É preciso que a questão do emprego e trabalho deixe de ser tratada como uma retórica teórica defendida com unhas e dentes através de manifestações na avenida Paulista e greves e vire uma solução real para os 166 milhões de brasileiros que estão em idade de trabalho. A realização da pior reforma trabalhista do mundo exige uma nova postura dos brasileiros. É preciso, por exemplo, cortar o acesso de fraudadores ao mercado de trabalho. Não existe maior fragilização do emprego do que um trabalhador ter que ler um roteiro mentiroso para os clientes para proteger a incompetência do seu empregador.
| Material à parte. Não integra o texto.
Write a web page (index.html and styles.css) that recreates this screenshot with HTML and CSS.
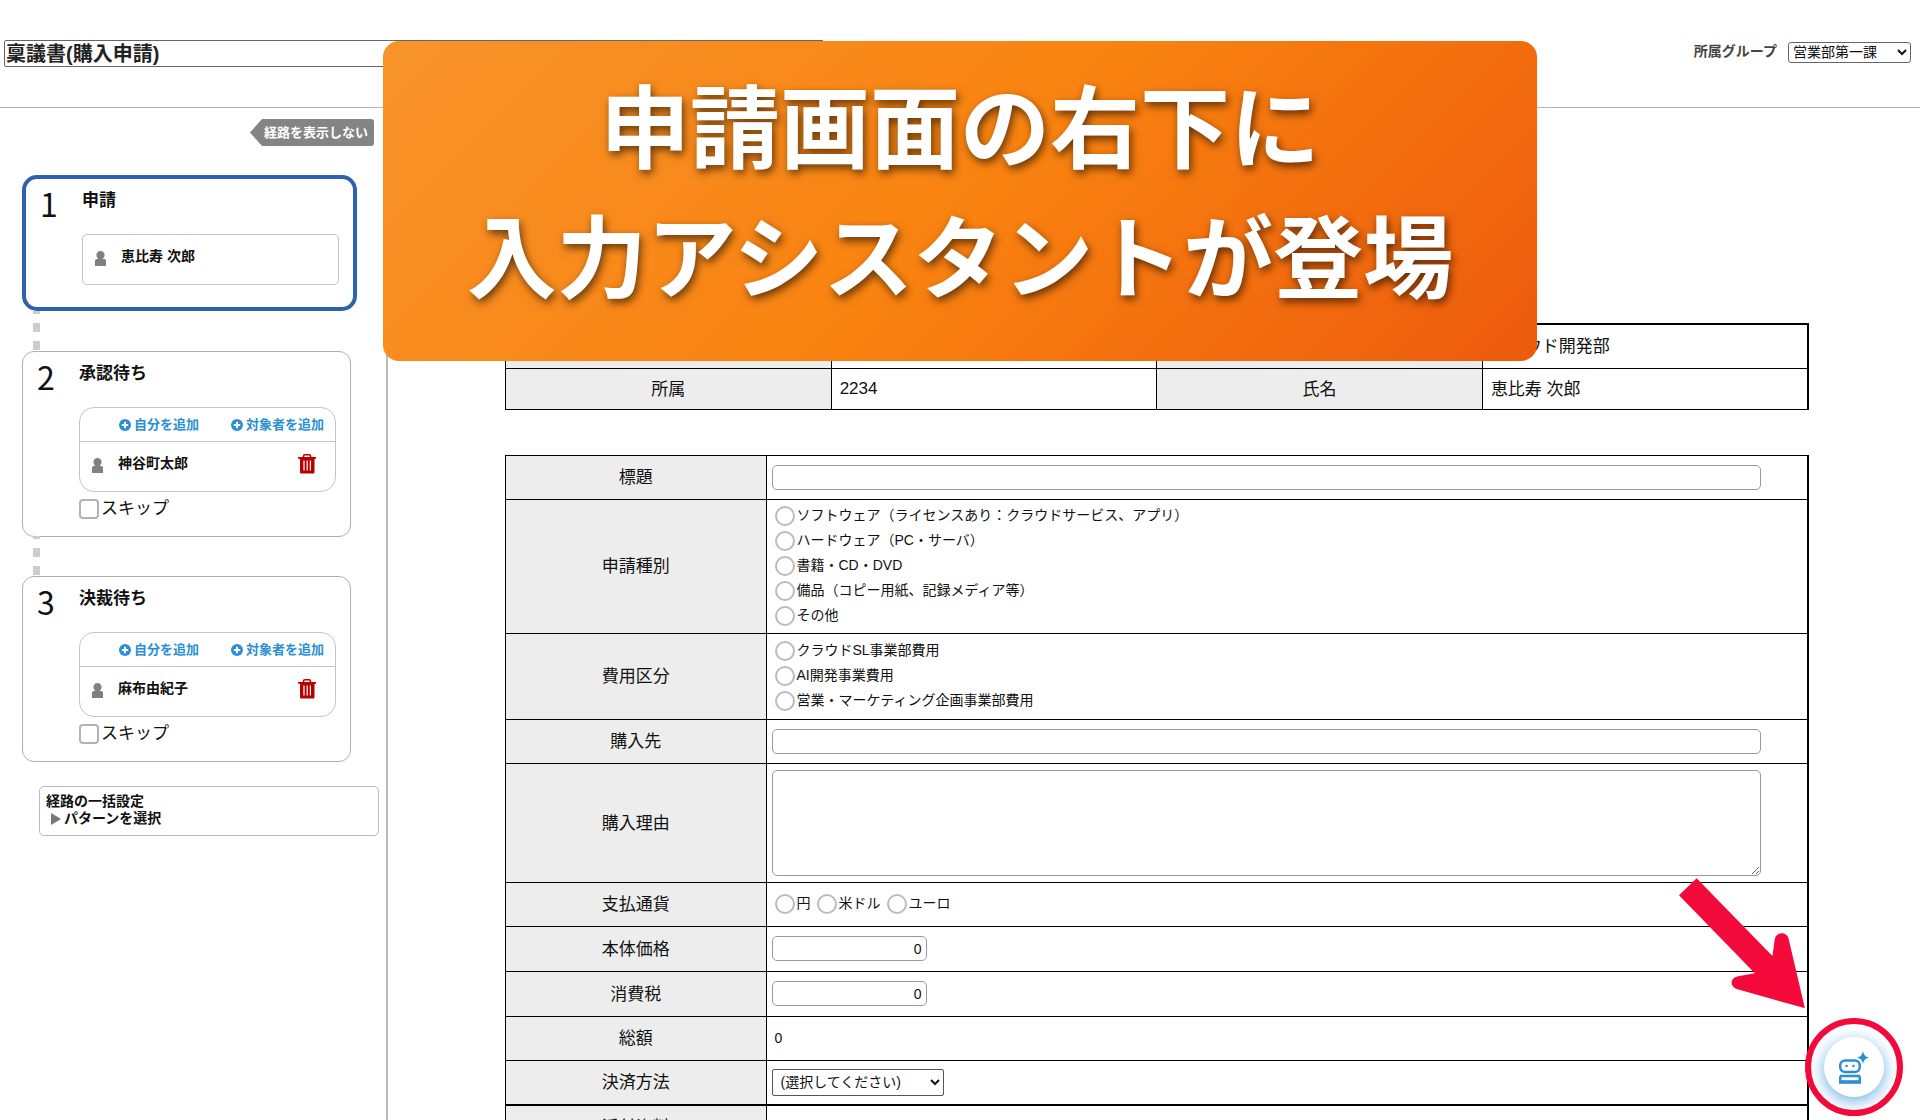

Isto é humilhante.

Recentemente, eu entrei em contato com o atendimento de uma operadora de telefonia celular por causa da ativação de um serviço não solicitado e autorizado. Diante da minha afirmação sobre a ativação de um serviço não autorizado e solicitação e que não queria gastar o meu cancelando serviços que não solicitei (era caso recorrente), a atendente insistiu em afirmar que são ativados apenas os serviços solicitados pelos clientes. Em momento algum ela apresentou uma prova da afirmação que ela leu no seu roteiro de atendimento. Apenas leu um texto que estava em clara oposição ao fato relatado. Ela não apresentou nada que comprovasse a afirmação dela. Nem mesmo, a constatação do fato que o serviço nunca foi utilizado foi capaz de mudar a postura da atendente. Em qualquer lugar quem contrata um serviço, utiliza este serviço em algum momento. Quando um cliente que afirmou que não contratou um serviço, apresenta zero de utilização do mesmo, o bom senso deveria fazer que a atendente escale o assunto para o departamento de combate às fraudes e não mais repita um roteiro.


Eu não consigo enxergar maior fragilização do emprego do que um funcionário não poder falar a verdade para o consumidor para encobrir a incompetência do seu patrão. É preciso tratar deste tema com a devida seriedade na reforma da CLT.

Um comentário:

  1. E não é só em SAC, Central de Serviços e Telemarketing que isso acontece.
    Isto esta acontecendo também dentro das áreas da empresas no dia a dia.